Doing the right thing

I grew up a short distance from where I live now, in what used to be a small village but is now a sort of satellite suburb. It is surrounded on all sides by woods (even if not all happy and healthy anymore), which makes it an ideal place for a model project of organic farming, insulated as it is. But alas, as my father reported just last week, farmers are throwing up protests left and right: they want to stick to their more lucrative non-organic ways.

And if you think about it, can you blame them?

They too are people with family, people who have to make do, and let’s face it, those kinds of farmers are, for all the purported subsidies and compensations they are eligible for, not well off.

Of course they could be forced. Rules and laws established and enforced. But history and human common sense tells us that people need to do things like that out of their own volition. They have to experience this click of realisation, that makes them want to change their farming methods… their lives.

It’s too easy to judge when in fact we all do the same thing. It’s easily said that we have to forego our creature comforts and sacrifice for the common good, but how to do that.. and what should it encompass? My children are still going to school. To football practise. My daughter meets with a friend to go shopping for craft materials. They make Christmas wishlists and yes, a gaming console is on it. What should I do? How much normal is okay, and what, exactly, is normal to be?

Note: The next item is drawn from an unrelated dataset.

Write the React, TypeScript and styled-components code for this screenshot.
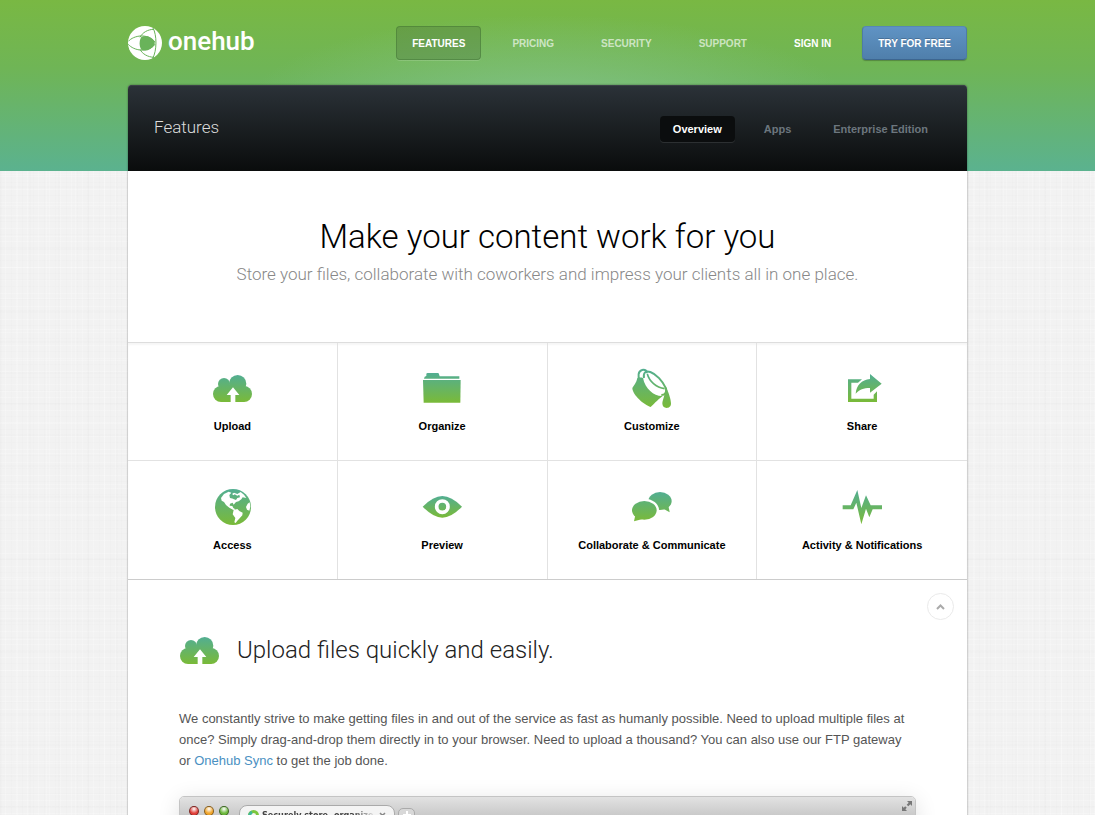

On some days I’d like to take them away, install them cult-like in an isolated farmhouse up on a mountain and teach them to spin, weave and sew their own clothes. Sturdy, to herd the geese in. On the other hand, is that not another form of escapism? So I’m still here, in the middle of this sad circus, listening to my fellow soccer moms plan to buy juice boxes and one-way plastic bottles to sell at the next play. Unchallenged, because just like the farmers preaching at them, green shaming them will do more harm than good, get their hackles up and alienate them. So instead I try to be the little soft voice of conscience, sitting on their shoulder, asking about reusable cups and deposit bottles.

And yes, I’m sorry and I despair at not being able to do much more. But then, with Sun and Mercury in Virgo, Moon, and North Node in Medium Coeli Sagittarius and Jupiter retrograde in Pisces Rising, I’ve got Earth, Fire and Water in one opposition and two squares (please don’t misunderstand: this is not meant as an excuse along the lines of “Oh oops sorry, the stars made me do that”. Rather, it serves as a (symbolic in the very least) way to understand the kind of person I am and why I react as I do.) The walls and obstacles I run into have been erected by me myself. Good news though: all three are mutable which makes them at least flexible and adaptable. Unfortunately, all three are mutable, which means no one takes a stand and nobody puts their foot down. Virgo drifts off to sift through the crumbs to find some more imperfections that she can deem her fault and then quietly despair… Sagittarius tries to help by going off to buy another book or three to find a solution and keep their minds occupied.. ..cheered on by Pisces on the sidelines, who, instead of sitting the whole sorry lot down to meditate, is happy to be offered another way of escapism. My only cardinal fire – Aries – is retrograde Chiron who is in no position to kick anyone’s butt.

So there I stand.

What with feeling too much and seeing little in the way of practical useful action, I have to harden myself to survive. On Monday, the apartment block at the end of our street had their tiny little front lawn tidied up. For all the articles featured in our local newspaper, talking about bans on gravel gardens and sealing surfaces, this is exactly what was done: a big plastic tarp, gravel on top. Yay.

A few years ago, our tiny local bit of wilderness – an overgrown set of out of use railway tracks – was made into a public footpath. Each year since then, it has been “tidied up” more. Wildflowers plowed under to sow a different kind of plant, shrubs and trees pruned and culled to within an inch of their lives, both remaining wildflowers and newly planted crucifers mowed regularly. After about three times I embarrassed myself by openly and publicly crying over a bumblebee trying to extract nectar from the carcass of a blue thistle, writing emails to our local environmental office and receiving a pissy dressing down in reply, I started to look away. Now, they’ve decided to build over the plot adjoining the path, and lo and behold, most of the shrubs that made up thick hedgerows were, in fact, on the other side of the fence. Now gone, all gone, only few scraggly bits of hazel remain. I had to harden my heart. I had to do this again when the ivy that grew over parts of our own fence had to go to make way for new screening: if you had seen me rip it off and out, you’d never have taken me for a druid, but if I had done it any other way, I would have hurt to the point of incapacitation.

And so it is in lots of areas in my life.

Being allowed – allow me, especially the Virgo part of me – to be perfectly imperfect, to nudge for change wherever possible… to raise topics and make suggestions without preaching and shaming, gently steering in the direction that is the right-ishest I can think of, is the only way I can live with myself.